Yabghu (𐰖𐰉𐰍𐰆, 葉護 (叶护, Yèhù)), also rendered as jabgu, djabgu or yabgu, was a title early Turkic states, roughly equivalent to viceroy. The title carried autonomy in different degrees, and its links with the central authority of khagan varied from economical and political subordination to superficial political deference. The title had also been borne by Turkic princes in the upper Oxus region in post-Hephthalite times.

The position of yabghu was traditionally given to the second highest ranking member of a ruling clan, with the first highest ranking being the kagan. Frequently, the yabghu was a younger brother of the ruling khagan, or a representative of the next generation, called shad (blood prince). Mahmud Kashgari defined the title as "position two steps below Kagan", listing the heir apparent as a step above yabghu.

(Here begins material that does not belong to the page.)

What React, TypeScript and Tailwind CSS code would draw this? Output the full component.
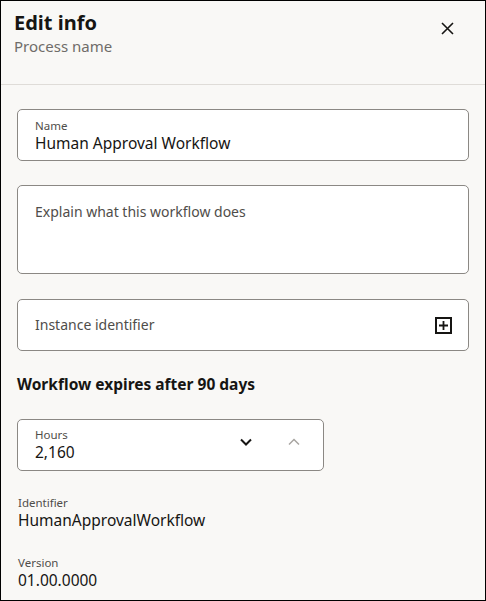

As the khaganate decentralized, the yabghu gained more autonomous power within it, and historical records name a number of independent states with "yabghu" being the title of the supreme ruler. One prominent example was the Oghuz Yabgu State in Middle Asia, which was formed after the fragmentation of the Second Turkic Khaganate in the 740s. Another prominent example was the Karluk Yabghu, the head of the Karluks which, in the 766, occupied Suyab in the Jeti-su area, and eventually grew into a powerful Karakhanid state.

==Etymology==
There are at least several proposals regarding the origin of yabghu:
- Yabghu might be a derivation from native Turkic root *yap- "to do, to carry out; to come nearer to help" and so might mean "the assistant (of the khagan)".
- Others suggest that the word is a derivation of the early Turkic davgu; however, the d /ð/ to y /j/ sound change happened late (e.g. not before Sui period (561–618).
- It is believed by some scholars to be of Kushan (Chinese: Guishuang 貴霜) political tradition, borrowed by the Göktürks from an Indo-European language, and preserved by the Hephtalites. For example, Harold Bailey reconstructs *yavuka ~ *yāvuka, which means "gatherer of troops" or "troop-leader" and is from base yau-, yū-, and yu- "to bring together", cognate with Avestan yavayeiti, yūta and Old Indian yú- "companion" and yūthá- "group";
- Others, such as Sims-Williams, considered that the word yabghu in Turkic languages had been borrowed from Old Chinese i̯əp-g’u > xīhóu, rendered in Chinese characters as 翕侯 or 翖侯 Conversely, Friedrich Hirth suggested that yabghu was transcribed literary Chinese, with regard to Kushan and Turkic contexts, as *xiap-g’u > xīhóu. It was equivalent to the title yavugo found on Kushan coins from Kabul, and the yabghu on ancient Turkic monuments. The second part of this compound Chinese word, hou ("g’u"), referred to the second-ranking of five hereditary noble ranks. Chinese sources do not make clear whether the title was a descriptive term used only in reference to foreign leaders, or whether it indicated an ally or subject of a Chinese empire;
- Another theory postulates a Sogdian origin for both titles, "yabghu" and "shad". The rulers of some Sogdian principalities are known to have title "Ikhshid";
- Yury Zuev considered yabghu to be a "true Tocharian" title.